The case revolves about Astrigo home-improvement stores, and Robin Astrigo is the CEO of the Company. Robin’s father started this business since 1968 & he had run the firm capably since his father’s death in 1996. Now the current scenario is- Astrigo is through financial crisis. His father always insisted on keeping several million dollars in the bank just in case the company needed to make critical acquisitions. And his father also taught Robin that to keep its reputation for great customer service and the company had to treat employees well. But the situation is not good in terms of profits & that’s why company is thinking about the layoff strategy. It has tried reducing inventory and unnecessary expenses. Lay off is like a last resolution. Robin is in a fix about the possible solutions to save the company’s image and also its employees.
1. Recession Period
2. Profits decreasing at a drastic rate.
3. Aggressive Promotions and Price Cuts
4. Loss of Customers to cheap retailers with worse customer service
Possible Solutions suggested by the various top level employees:
Morris Meyers (CFO): 10% workforce reduction to generate enough profits, proposed FIFO (First in first out) policy. He suggested early retirement package to old employees. Lisa contradicted him by sighting an example of Meese Brothers, where they had to give compensation on 18 million dollars for getting rid-off the deadwood.

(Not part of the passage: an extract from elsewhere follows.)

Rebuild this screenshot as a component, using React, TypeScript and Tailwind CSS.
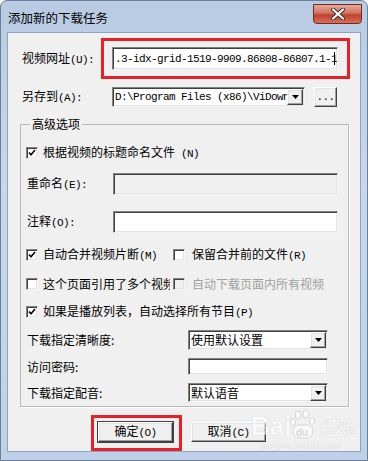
import React from "react";

const CJK = "font-['Noto_Sans_CJK_SC',sans-serif]";
const MONO = "font-['Liberation_Mono',monospace] text-[11px] tracking-[-0.6px]";

// hotkey part rendered in a narrow mono face like SimSun's half-width glyphs
const Lbl = ({ cn, key2, dim }: { cn: string; key2?: string; dim?: boolean }) => (
    <span className={`block text-[12px] leading-[14px] whitespace-nowrap ${dim ? "text-[#a0a0a0]" : "text-black"}`}>
        {cn}
        {key2 && <span className={`${MONO} leading-[14px]`}>{key2}</span>}
    </span>
);

const sunken =
    "border-t border-l border-b border-r border-t-[#828282] border-l-[#828282] border-b-[#f4f4f4] border-r-[#f4f4f4] shadow-[inset_1px_1px_0_#404040,inset_-1px_-1px_0_#e3e3e3]";

const raised =
    "border border-t-white border-l-white border-b-[#404040] border-r-[#404040] shadow-[inset_-1px_-1px_0_#a0a0a0,inset_1px_1px_0_#e3e3e3]";

const Arrow = () => (
    <div className={`w-[16px] h-[16px] shrink-0 bg-[#f0f0f0] flex items-center justify-center ${raised}`}>
        <svg width="7" height="4" viewBox="0 0 7 4">
            <path d="M0 0h7L3.5 4z" fill="#000" />
        </svg>
    </div>
);

const Combo = ({ text, w, h, mono }: { text: string; w: string; h: string; mono?: boolean }) => (
    <div className={`${w} ${h} bg-white flex items-center pl-[2px] pr-[1px] ${sunken}`}>
        <div className={`flex-1 overflow-hidden whitespace-nowrap ${mono ? MONO : "text-[12px]"} leading-[14px] text-black`}>
            {text}
        </div>
        <Arrow />
    </div>
);

const Check = ({ on, disabled }: { on?: boolean; disabled?: boolean }) => (
    <div
        className={`w-[12px] h-[12px] shrink-0 flex items-center justify-center ${
            disabled ? "bg-[#f0f0f0]" : "bg-white"
        } border border-t-[#828282] border-l-[#828282] border-b-[#f4f4f4] border-r-[#f4f4f4] shadow-[inset_1px_1px_0_#404040,inset_-1px_-1px_0_#e3e3e3]`}
    >
        {on && (
            <svg width="8" height="8" viewBox="0 0 8 8">
                <path d="M1 3.5l2 2.2L7 1" stroke="#000" strokeWidth="1.6" fill="none" />
            </svg>
        )}
    </div>
);

export default function App() {
    return (
        <div className={`w-[368px] h-[461px] ${CJK} text-[12px] leading-[14px] bg-[linear-gradient(180deg,#b9cbe2_0%,#c7d8ee_40%,#bed1e8_100%)] border border-[#6a7f99] rounded-t-[7px] flex flex-col overflow-hidden`}>
            {/* title bar */}
            <div className="h-[31px] shrink-0 flex items-start">
                <div className="pl-[7px] pt-[10px] text-[12.5px] leading-[14px] text-black">添加新的下载任务</div>
                <div className="ml-auto mr-[5px] mt-[3px] w-[49px] h-[20px] rounded-b-[4px] border border-[#6e2b22] bg-[linear-gradient(180deg,#e8a898_0%,#d27461_45%,#c0402b_55%,#d9705a_100%)] flex items-center justify-center">
                    <svg width="16" height="12" viewBox="0 0 16 12">
                        <path d="M3 1.5l10 9M13 1.5l-10 9" stroke="#3a2a2a" strokeWidth="4" strokeLinecap="round" />
                        <path d="M3 1.5l10 9M13 1.5l-10 9" stroke="#fff" strokeWidth="2.2" strokeLinecap="round" />
                    </svg>
                </div>
            </div>

            {/* client */}
            <div className="relative mx-[6px] mb-[8px] flex-1 bg-[#f0f0f0] border border-[#8ea3bd] flex flex-col">
                {/* url */}
                <div className="flex items-center h-[23px] mt-[14px] pl-[14px]">
                    <div className="w-[90px]">
                        <Lbl cn="视频网址" key2="(U):" />
                    </div>
                    <div className="relative">
                        <div className={`w-[226px] h-[23px] bg-white flex items-center pl-[2px] overflow-hidden ${sunken}`}>
                            <span className={`${MONO} leading-[14px] whitespace-nowrap text-black`}>
                                .3-idx-grid-1519-9909.86808-86807.1-1
                            </span>
                            <span className="w-px h-[13px] bg-black -ml-[3px]" />
                        </div>
                        <div className="absolute -left-[11px] -top-[9px] w-[249px] h-[41px] border-[3px] border-[#e8202a]" />
                    </div>
                </div>

                {/* save to */}
                <div className="flex items-center h-[20px] mt-[17px] pl-[14px]">
                    <div className="w-[90px]">
                        <Lbl cn="另存到" key2="(A):" />
                    </div>
                    <Combo text="D:\Program Files (x86)\ViDownloader" w="w-[193px]" h="h-[20px]" mono />
                    <div className={`ml-[9px] w-[23px] h-[20px] bg-[#f0f0f0] flex items-center justify-center ${MONO} text-black ${raised}`}>
                        ...
                    </div>
                </div>

                {/* advanced group */}
                <fieldset className="mt-[10px] ml-[12px] w-[329px] border border-[#b8b8b8] shadow-[1px_1px_0_#fff] pl-[5px] pb-[4px]">
                    <legend className="ml-[4px] px-[2px] text-[12px] leading-[14px] text-black">高级选项</legend>

                    <div className="flex items-center gap-[5px] h-[20px] mt-[12px]">
                        <Check on />
                        <Lbl cn="根据视频的标题命名文件" key2=" (N)" />
                    </div>

                    <div className="flex items-center h-[22px] mt-[10px] pl-[1px]">
                        <div className="w-[86px]">
                            <Lbl cn="重命名" key2="(E):" />
                        </div>
                        <div className={`w-[225px] h-[22px] bg-[#f0f0f0] ${sunken}`} />
                    </div>

                    <div className="flex items-center h-[22px] mt-[16px] pl-[1px]">
                        <div className="w-[86px]">
                            <Lbl cn="注释" key2="(O):" />
                        </div>
                        <div className={`w-[225px] h-[22px] bg-white ${sunken}`} />
                    </div>

                    <div className="flex items-center h-[20px] mt-[12px]">
                        <div className="w-[147px] flex items-center gap-[5px]">
                            <Check on />
                            <Lbl cn="自动合并视频片断" key2="(M)" />
                        </div>
                        <div className="flex items-center gap-[7px]">
                            <Check />
                            <Lbl cn="保留合并前的文件" key2="(R)" />
                        </div>
                    </div>

                    <div className="flex items-center h-[20px] mt-[9px]">
                        <div className="w-[147px] flex items-center gap-[5px]">
                            <Check />
                            <div className="w-[127px] overflow-hidden">
                                <Lbl cn="这个页面引用了多个视频" />
                            </div>
                        </div>
                        <div className="flex items-center gap-[7px]">
                            <Check disabled />
                            <Lbl cn="自动下载页面内所有视频" dim />
                        </div>
                    </div>

                    <div className="flex items-center gap-[5px] h-[20px] mt-[8px]">
                        <Check on />
                        <Lbl cn="如果是播放列表，自动选择所有节目" key2="(P)" />
                    </div>

                    <div className="flex items-center h-[20px] mt-[8px] pl-[1px]">
                        <div className="w-[161px]">
                            <Lbl cn="下载指定清晰度:" />
                        </div>
                        <Combo text="使用默认设置" w="w-[140px]" h="h-[20px]" />
                    </div>

                    <div className="flex items-center h-[17px] mt-[8px] pl-[1px]">
                        <div className="w-[161px]">
                            <Lbl cn="访问密码:" />
                        </div>
                        <div className={`w-[140px] h-[17px] bg-white ${sunken}`} />
                    </div>

                    <div className="flex items-center h-[19px] mt-[8px] pl-[1px]">
                        <div className="w-[161px]">
                            <Lbl cn="下载指定配音:" />
                        </div>
                        <Combo text="默认语音" w="w-[140px]" h="h-[19px]" />
                    </div>
                </fieldset>

                {/* buttons */}
                <div className="flex mt-[15px] pl-[90px] gap-[18px]">
                    <div className="relative">
                        <div className={`w-[75px] h-[20px] bg-[#f0f0f0] flex items-center justify-center outline outline-1 outline-[#404040] ${raised}`}>
                            <Lbl cn="确定" key2="(O)" />
                        </div>
                        <div className="absolute -left-[7px] -top-[7px] w-[91px] h-[36px] border-[3px] border-[#e8202a]" />
                    </div>
                    <div className={`w-[75px] h-[20px] bg-[#f0f0f0] flex items-center justify-center ${raised}`}>
                        <Lbl cn="取消" key2="(C)" />
                    </div>
                </div>

                {/* watermark */}
                <div className="absolute left-[243px] top-[376px] pointer-events-none opacity-60 select-none">
                    <div className="flex items-end">
                        <span className="font-['Liberation_Sans',sans-serif] font-bold text-[26px] leading-[26px] text-white [text-shadow:0_0_1px_#b0b0b0]">Bai</span>
                        <svg width="30" height="30" viewBox="0 0 30 30" className="-ml-[2px]">
                            <g fill="#fff" stroke="#b8b8b8" strokeWidth="0.8">
                                <ellipse cx="9" cy="6" rx="3" ry="4" />
                                <ellipse cx="17" cy="5" rx="3" ry="4" />
                                <ellipse cx="4" cy="13" rx="2.6" ry="3.4" />
                                <ellipse cx="23" cy="12" rx="2.6" ry="3.4" />
                                <rect x="4" y="16" width="20" height="13" rx="6" />
                            </g>
                            <text x="7" y="27" fontSize="10" fontWeight="bold" fill="#c8c8c8" fontFamily="Liberation Sans">du</text>
                        </svg>
                        <span className="ml-[1px] text-[18px] leading-[24px] text-white [text-shadow:0_0_1px_#a0a0a0]">经验</span>
                    </div>
                    <div className="ml-[8px] font-['Liberation_Serif',serif] text-[11px] leading-[12px] text-white [text-shadow:0_0_1px_#a0a0a0]">
                        jingyan.baidu.com
                    </div>
                </div>
            </div>
        </div>
    );
}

Lisa Warren: Performance Based Lay-off based on December’s evaluation. Eliminate lower 10% of the lot. Morris rejected this idea as he said that there was a lot of office politics involved during the rating period and it gave a wrong but positive impression about the company.
Bob Slater (Executive Director): His view emphasized on LIFO (Last in First Out) policy. He believed with this the company won’t have to pay huge amount of severance to the employees. More so, there is very little...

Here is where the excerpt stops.